Ranchers who frequently rotate cattle between fields — resembling how bison once moved across Canada's prairie — build drought resistance into Western Canada's grasslands, according to a series of University of Alberta studies designed to find ways to improve the net carbon balance of grazed grasslands and nurture more resilient landscapes.
"The way we manage those grasslands has far-reaching implications for biodiversity, climate and food safety," said Timm Döbert, post-doctoral fellow in the Faculty of Science and lead of a recent study published in the journal Geoderma.
For the five-year project, the team looked at adaptive multi-paddock (AMP) grazing, a type of rotational grazing characterized by high animal unit densities, small paddocks and short periods of grazing followed by a long rest period.
"The conceptual idea of this type of grazing is to graze a relatively small area for a short period of time and at a high animal density, followed by an extended period of rest for vegetation to fully recover," said Döbert. "It's meant to reflect the more natural grazing patterns under which these grasslands have evolved, including the herding impact of bison in a North American context, but generally speaking, the herding effect of wild animals."
Up to 34 AMP ranches were paired against "neighbouring ranches," which at the far end of the spectrum are essentially an open field where cattle roam freely, but also include those ranches that rotate their herds less often.
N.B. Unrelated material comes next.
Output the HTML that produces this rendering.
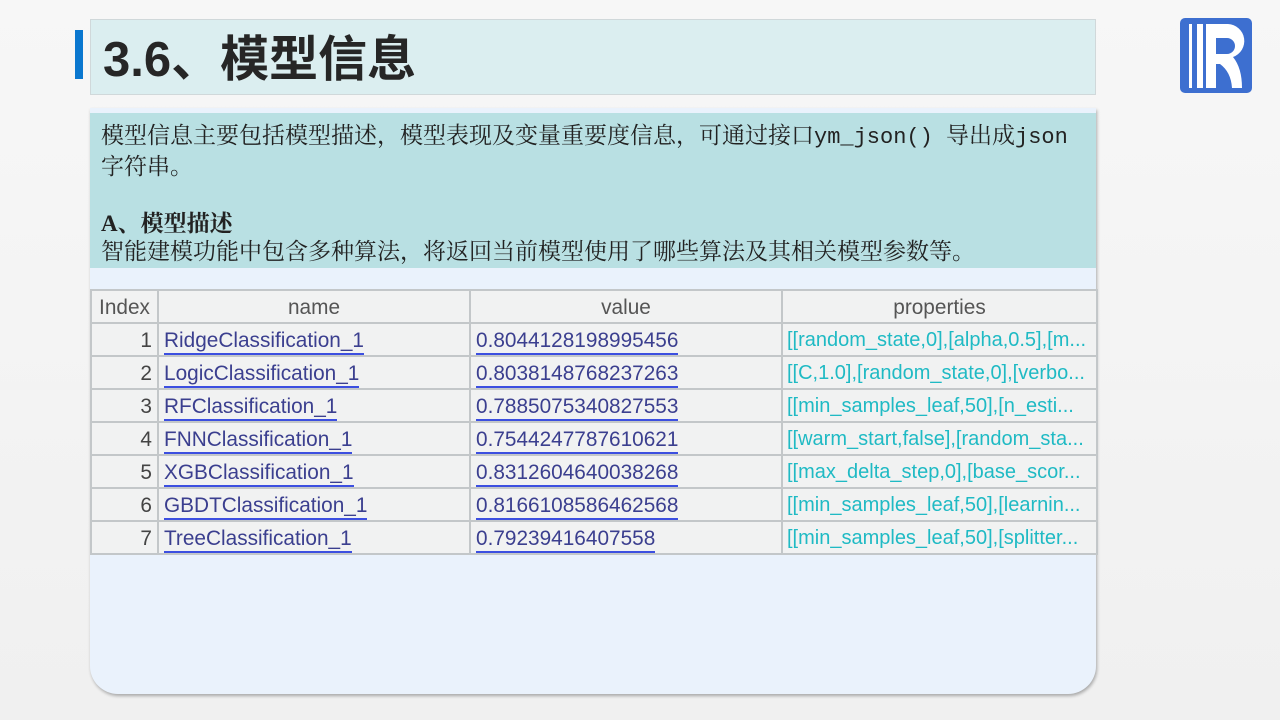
<!DOCTYPE html>
<html><head><meta charset="utf-8"><style>
*{margin:0;padding:0;box-sizing:border-box}
body{width:1280px;height:720px;overflow:hidden;background:linear-gradient(#f7f7f7,#f0f0f0);position:relative;font-family:"Liberation Sans","Noto Sans CJK SC",sans-serif}
.bar{position:absolute;left:75px;top:30px;width:8px;height:49px;background:#0a77cf}
.title{position:absolute;left:90px;top:19px;width:1006px;height:76px;background:#dbeef0;border:1px solid #d0d8da}
.title span{position:absolute;left:12px;top:0px;font-size:49px;font-weight:bold;color:#262626;font-family:"Liberation Sans","Noto Sans CJK SC",sans-serif}
.card{position:absolute;left:90px;top:108px;width:1006px;height:586px;background:#eaf2fc;border-radius:0 0 28px 28px;box-shadow:1px 2px 3px rgba(0,0,0,.3)}
.txt{position:absolute;left:0;top:5px;width:1006px;height:155px;background:#b9e0e3;padding:9px 0 0 11px;font-family:"Liberation Serif","Noto Serif CJK SC",serif;font-size:23px;line-height:28.5px;color:#222}
.m{font-family:"Liberation Mono",monospace;font-size:22px}
table{position:absolute;left:0;top:181px;width:1006px;border-collapse:collapse;background:#f1f2f2;font-size:20.8px;color:#444;table-layout:fixed}
td,th{border:2px solid #c3c7c9;height:33px;padding:2px 5px 0;white-space:nowrap;overflow:hidden}
th{font-weight:normal;color:#555;background:#f1f2f2}
td.i{text-align:right}
td.n span,td.v span{color:#3b3f8f;border-bottom:2px solid #3c4fe0;padding-bottom:1px}
td.p{color:#1fbac4;font-size:20px;padding-left:4px}
</style></head><body>
<div class="bar"></div>
<div class="title"><span>3.6、模型信息</span></div>
<svg style="position:absolute;left:1180px;top:18px" width="72" height="75" viewBox="0 0 72 75">
<rect width="72" height="75" rx="5" fill="#3d6fd0"/>
<rect x="9" y="6" width="3" height="64" fill="#fff"/>
<rect x="17" y="6" width="6" height="64" fill="#fff"/>
<path d="M26 6 H48 A17 17 0 0 1 53 39 Q62 50 62 70 H52 Q51 54 40 46 H36 V36 H47 A8 8 0 0 0 47 20 H36 V70 H26 Z" fill="#fff"/>
</svg>
<div class="card">
<div class="txt">模型信息主要包括模型描述，模型表现及变量重要度信息，可通过接口<span class="m">ym_json() </span>导出成<span class="m">json</span><br>字符串。<br><br><b>A、模型描述</b><br>智能建模功能中包含多种算法，将返回当前模型使用了哪些算法及其相关模型参数等。</div>
<table>
<colgroup><col style="width:67px"><col style="width:312px"><col style="width:312px"><col style="width:315px"></colgroup>
<tr><th>Index</th><th>name</th><th>value</th><th>properties</th></tr>
<tr><td class="i">1</td><td class="n"><span>RidgeClassification_1</span></td><td class="v"><span>0.8044128198995456</span></td><td class="p">[[random_state,0],[alpha,0.5],[m...</td></tr>
<tr><td class="i">2</td><td class="n"><span>LogicClassification_1</span></td><td class="v"><span>0.8038148768237263</span></td><td class="p">[[C,1.0],[random_state,0],[verbo...</td></tr>
<tr><td class="i">3</td><td class="n"><span>RFClassification_1</span></td><td class="v"><span>0.7885075340827553</span></td><td class="p">[[min_samples_leaf,50],[n_esti...</td></tr>
<tr><td class="i">4</td><td class="n"><span>FNNClassification_1</span></td><td class="v"><span>0.7544247787610621</span></td><td class="p">[[warm_start,false],[random_sta...</td></tr>
<tr><td class="i">5</td><td class="n"><span>XGBClassification_1</span></td><td class="v"><span>0.8312604640038268</span></td><td class="p">[[max_delta_step,0],[base_scor...</td></tr>
<tr><td class="i">6</td><td class="n"><span>GBDTClassification_1</span></td><td class="v"><span>0.8166108586462568</span></td><td class="p">[[min_samples_leaf,50],[learnin...</td></tr>
<tr><td class="i">7</td><td class="n"><span>TreeClassification_1</span></td><td class="v"><span>0.79239416407558</span></td><td class="p">[[min_samples_leaf,50],[splitter...</td></tr>
</table>
</div>
</body></html>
They also have, on average, a 30 times lower rest-to-grazing ratio and a 23 times lower mean livestock density per paddock than AMP ranches.
The researchers found that AMP ranches have 30 per cent higher water infiltration than neighbouring ranches.
"The western grasslands are an ecosystem that is water limited, so if we can identify on-field management changes, which are fairly easy to implement, and then have such a strong benefit for water infiltration, this will provide ranchers with potential strategies to better adapt to a changing climate," said Döbert.
In contrast to extended rest, direct animal impacts, including cattle stocking rate, showed minimal or even negative impacts on infiltration, supporting the common notion that grazing at moderate or low stocking rates is favourable for grassland health.
Finding a sustainable balance
Regardless of the grazing approach, higher animal numbers generally resulted in an increase in CO2 emissions, as shown by another study in which Döbert was a co-author, published in the journal Science of the Total Environment. However, methane uptake in the soil was 1.5 times greater on AMP-grazed ranches than on their neighbouring counterparts.
"It appears that lower animal numbers not only decrease greenhouse gas emissions but benefit water dynamics in Western Canada's grasslands," said Döbert.
"If you have more animals than the land can sustain, you start to get into land degradation issues — and way too much can even lead to desertification scenarios."
Döbert explained grasslands naturally cover more than 30 per cent of the land on Earth's surface and are critical for providing ecosystem goods and services, safeguarding wildlife and mitigating the impacts of a changing climate.
However, large tracts of Western Canada's grasslands have been lost to agricultural conversion over the past two centuries and what remains is mainly used for livestock grazing.
"We lose an enormous amount of soil carbon in the conversion process," said Döbert. "You can point the lever in the right direction, but it's really protecting the grasslands in the first place that is so critical for avoiding additional CO2 emissions."
Short of that, he noted the backdrop for this project was to establish the science that can be used for developing carbon offset protocols.
"Yes, at lower animal numbers ranchers might get less money through their livestock directly, but they might receive financial support for their stewardship of the land as an additional channel for income."
Additional results on soil organic carbon, plant community function and diversity, the soil microbiome and socio-economic aspects of AMP grazing will be published over the coming year.
The project was initiated under the federal Agricultural Greenhouse Gases Program of Agriculture and Agri-Food Canada.
The work was spearheaded by ecologist Mark Boyce in the Department of Biological Sciences, in close collaboration with an interdisciplinary team of scientists including Edward Bork, Scott Chang, Scott Jeffrey and Cam Carlyle in the Faculty of Agricultural, Life & Environmental Sciences.
The studies were published in Geoderma, Science of the Total Environment and Agronomy.